In the interest of justice this court shall proceed to determine this appeal. Section 3 (1) of the Land Disputes Tribunal Act No. 18 of 1990, states that subject to this act, all cases of a civil nature involving a dispute as to:
a. The division of or the determination of boundaries to land including land held in common.
b. A claim to occupy or work land.
c. Trespass of land.
Shall be heard and determined by a tribunal established under section 4.
The issues in this case are that, the respondent herein acquired the land in question by way of voluntary transfer in form of a gift from his late uncle Joseph Mmanyisi. Thereafter he sold the same land to the appellant’s father Isaiah Mwole Kisanya for a consideration of Ksh. 11,500/= on 23rd April 1983, to which only Ksh. 7,300/= was paid hence leaving a balance of Ksh. 4,200/= which has never been paid to date. The respondent submitted that, after all reasonable efforts to settle the matter with the appellant and the deceased’s family having been in vain he sought redress from the Ikolomani Land Disputes Tribunal for an award of repossessing and occupy the land in question or be paid a sum of Ksh. 152,700/= being the current price of 0.5 Ha at the time the matter was first instituted in the District Tribunal.
The tribunal’s verdict was that the objectors either pay the current price of 0.5 Ha to Adrian Aluba or else vacate the land. It is this decision that precipitated the appeal to the Provincial Land dispute Appeals Tribunal and subsequently the present appeal to this court by the appellant. I find that this is a contractual matter relating to title to land. The dispute before the tribunal was founded on a contract between the appellant’s late father one Isaiah Mwole Kisanya and the respondent herein made on 23rd April 1983. The Ikolomani Land Disputes Tribunal therefore had no jurisdiction to make an order of specific performance to enforce a contract by ordering the appellant to pay the current price of 0.5 Ha to Mr. Aluba and transfer accordingly. The said tribunal also lacked jurisdiction to issue an order of eviction and/or vacation from the suit land herein L.R. IDAKHO/LUKOSE/632. I disagree with the respondent’s submissions that in this case and in its wider interpretation, a claim to occupy as provided will include occupation by repossession as prayed under the instant case or occupation through any other means. Therefore the respondent submitted that it is clear that the respondent’s claim to repossess the land will result in occupation as provided under section 3(1) (b) of the act hence the tribunals had the jurisdiction.

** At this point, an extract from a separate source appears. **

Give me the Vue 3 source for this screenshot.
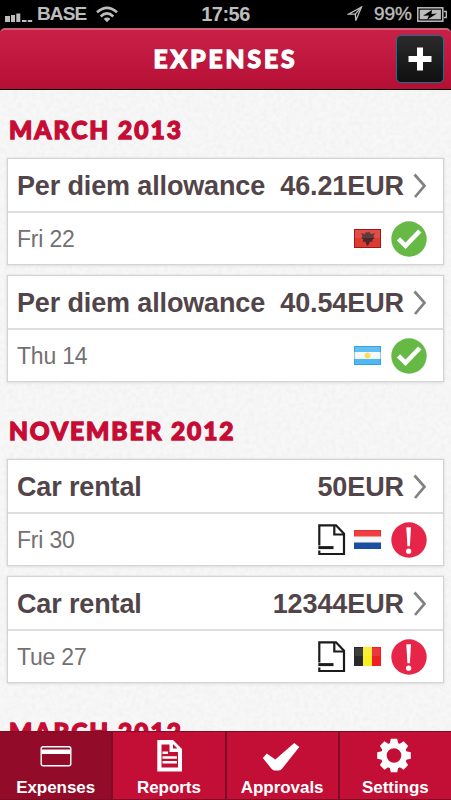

In the case of Republic vs Chairman Eastern Provincial Appeals Tribunal & 4 Others (2015) eKLR and in the Court of Appeal judgement in Asman Maloba Wepukhulu & Anor vs Francis Wakwabubi Biketi Civil Appeal No. 157 of 2001 Kisumu, both courts held that the tribunals under the said act lacked jurisdiction to deal with matters relating to title to land. From the foregoing, I find this appeal has merit and that the District Land Disputes Tribunal and the Provincial Land Disputes Appeals Tribunal in the present case lacked jurisdiction under Section 3 (1) of the said act to entertain the said matter and consequently I make the following orders;
1. That the appellant appeal be allowed.
2. That the verdict and or decision of the Provincial Land Dispute Appeals Tribunal and the Ikolomani Land Disputes Tribunal are set aside.
3. Costs of the appeal to the appellant.
It is so ordered.
DELIVERED, DATED AND SIGNED AT KAKAMEGA IN OPEN COURT THIS 14TH DAY OF DECEMBER 2017.